L’émancipation politique
Louis-Joseph Papineau, le patriote dont la politique va aboutir aux soulèvements de 1837-1838, revendique l’émancipation politique de ses compatriotes juifs au Canada. En effet, en 1807, Ezekiel Hart, fils d’Aaron, est élu député des Trois-Rivières à l’Assemblée législative du Bas-Canada. Élu, oui, sauf que la majorité des députés lui refusent la permission de siéger. Simplement parce qu’il insiste pour prêter serment suivent le rituel juif, c’est-à-dire tête couverte et main sur l’Ancien Testament plutôt que sur l’Évangile.
Comme nous le rapporte Robert Prévost dans « Il y a toujours une première fois » : « En 1825, la communauté juive compte environ 90 citoyens. Elle demande l’autorisation de tenir ses propres registres d’état civil. Une loi à ce sujet est adoptée en 1830 et sanctionnée par Londres. En mars 1831, John Nielson, député du parti de Papineau, présente un projet de loi qui accorde aux Juifs les mêmes droits et privilèges qu’à tous les citoyens du Bas-Canada. On adopte la loi en deuxième lecture le 18 mars et en troisième, le lendemain. Elle sera sanctionnée à Londres le 5 juin 1832. Par cette loi, c’est dans la province francophone que, pour la première fois et dans tous l’Empire britannique, les Juifs obtiennent le complet affranchissement politique. La législature accorde aux Juifs la permission d’exclure du serment d’office les mots : « Je fais serment sur la foi d’un chrétien. »

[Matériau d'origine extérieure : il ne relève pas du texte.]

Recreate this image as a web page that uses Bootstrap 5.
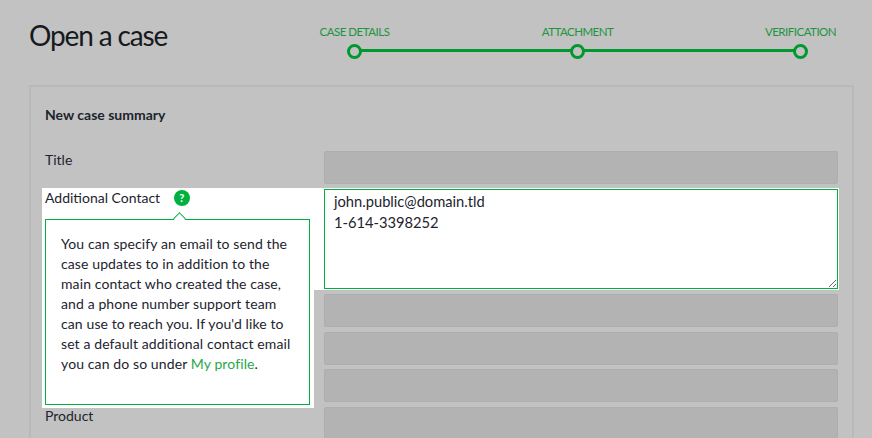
<!doctype html>
<html lang="en"><head><meta charset="utf-8"><title>Open a case</title>
<link rel="stylesheet" href="https://cdn.jsdelivr.net/npm/bootstrap@5.3.0/dist/css/bootstrap.min.css">
<style>
html,body{height:438px;overflow:hidden}
body{background:#c2c2c2;color:#1d242e;font-family:"Lato","Liberation Sans",sans-serif;font-size:14px;line-height:20px}
.page-head{padding:16px 35.5px 0 29px;height:85px}
.page-title{font-size:28px;line-height:38px;font-weight:400;margin:0;color:#161a20;letter-spacing:-1.15px}
.stepper{width:518px;position:relative;height:40px;margin-top:6px}
.stepper::before{content:"";position:absolute;left:36px;right:36px;top:27px;height:3px;background:#00982f}
.step-item{width:72px;display:flex;flex-direction:column;align-items:center;position:relative;font-size:11.5px;letter-spacing:-.5px;line-height:20px;color:#1c9440;white-space:nowrap;text-transform:uppercase}
.step-dot{width:15px;height:15px;border-radius:50%;border:3px solid #00982f;background:#c2c2c2;margin-top:2px}
.panel-box{margin:0 18px 0 29px;border:2px solid #b9b9b9;border-bottom:0;height:360px;padding:18px 14px 0 14px}
.panel-title{font-weight:700;font-size:14px;line-height:20px;margin:0 0 26px}
.form-line{display:flex;height:37.5px}
.form-line-title{height:37px}
.line-label{width:279px;flex:none;line-height:20px;margin-top:-1px}
.ghost-field{flex:1;height:33px;background:#b3b3b3;border:1px solid #aeaeae;border-radius:2px}
.form-line-open{height:102px;background:#fff;margin:0 -1px 4px -3px;padding:1px 1px 1px 3px;position:relative;z-index:2}
.line-field{flex:1;height:100px;border:1px solid #00b140;padding:1px 9px;background:#fff;color:#1d242e;font-size:14.7px;line-height:21px;border-radius:0;outline:0;display:block;resize:both}
.help-dot{display:inline-flex;align-items:center;justify-content:center;width:16px;height:16px;border-radius:50%;background:#00b140;color:#fff;font-size:11px;font-weight:700;line-height:1;margin-left:10px;vertical-align:1px}
.help-pop{position:absolute;left:0;top:31px;width:272px;height:189px;background:#fff;padding:0 4px 3px 3px;z-index:3}
.help-inner{height:186px;border:1px solid #00b140;padding:14px 15px;line-height:20px;background:#fff;position:relative;letter-spacing:.11px}
.help-inner::before{content:"";position:absolute;left:129px;top:-6px;width:9px;height:9px;background:#fff;border-left:1px solid #00b140;border-top:1px solid #00b140;transform:rotate(45deg)}
.help-inner a{color:#1fa84c;text-decoration:none}
</style></head>
<body>
<div class="page-head d-flex justify-content-between align-items-start">
  <h1 class="page-title">Open a case</h1>
  <div class="stepper d-flex justify-content-between">
    <div class="step-item">Case details<span class="step-dot"></span></div>
    <div class="step-item">Attachment<span class="step-dot"></span></div>
    <div class="step-item">Verification<span class="step-dot"></span></div>
  </div>
</div>
<div class="panel-box">
  <p class="panel-title">New case summary</p>
  <div class="form-line form-line-title"><div class="line-label">Title</div><div class="ghost-field"></div></div>
  <div class="form-line form-line-open">
    <div class="line-label">Additional Contact <span class="help-dot">?</span></div>
    <textarea class="line-field" aria-label="Additional Contact">john.public@domain.tld
1-614-3398252</textarea>
    <div class="help-pop"><div class="help-inner">You can specify an email to send the case updates to in addition to the main contact who created the case, and a phone number support team can use to reach you. If you'd like to set a default additional contact email you can do so under <a href="#">My profile</a>.</div></div>
  </div>
  <div class="form-line"><div class="line-label"></div><div class="ghost-field"></div></div>
  <div class="form-line"><div class="line-label"></div><div class="ghost-field"></div></div>
  <div class="form-line"><div class="line-label"></div><div class="ghost-field"></div></div>
  <div class="form-line"><div class="line-label">Product</div><div class="ghost-field"></div></div>
</div>
<script src="https://cdn.jsdelivr.net/npm/bootstrap@5.3.0/dist/js/bootstrap.bundle.min.js"></script>
</body></html>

Avocats, professeurs et médecins
En novembre 1824, Aaron Ezekiel Hart devient le premier juif à être reçu avocat au Canada. Le mois suivant, un lointain cousin, Thomas Storrs Judah, est à son tour admis au Barreau. Viendront ensuite le frère de Thomas, Henry Hague Judah (en 1828), et d’autres cousins d’Aaron Ezekiel : Aaron Philip Hart (en 1830), Elzear David (en 1832) et Moses Samuel David (en 1837). Un frère d’Aaron Ezekiel, Adolphus Mordicai Hart, est aussi reçu avocat, en 1836.
Philip Hart, qui étudia à l’Université McGill et obtint son diplôme en 1835, fut le premier médecin juif au Canada.
En 1848, Alexander Abraham De Sola, descendant d’une famille judéo-portugaise, est engagé comme professeur à l’Université McGill, à Montréal. C’est la première fois en Amérique qu’un ministre de la religion juive obtient un tel poste. C’est le même homme qui fonda à Montréal la première école juive.
(Source : Marcel Tessier raconte, chroniques d’histoire, Éditions de l’homme, 2000. Tome 1).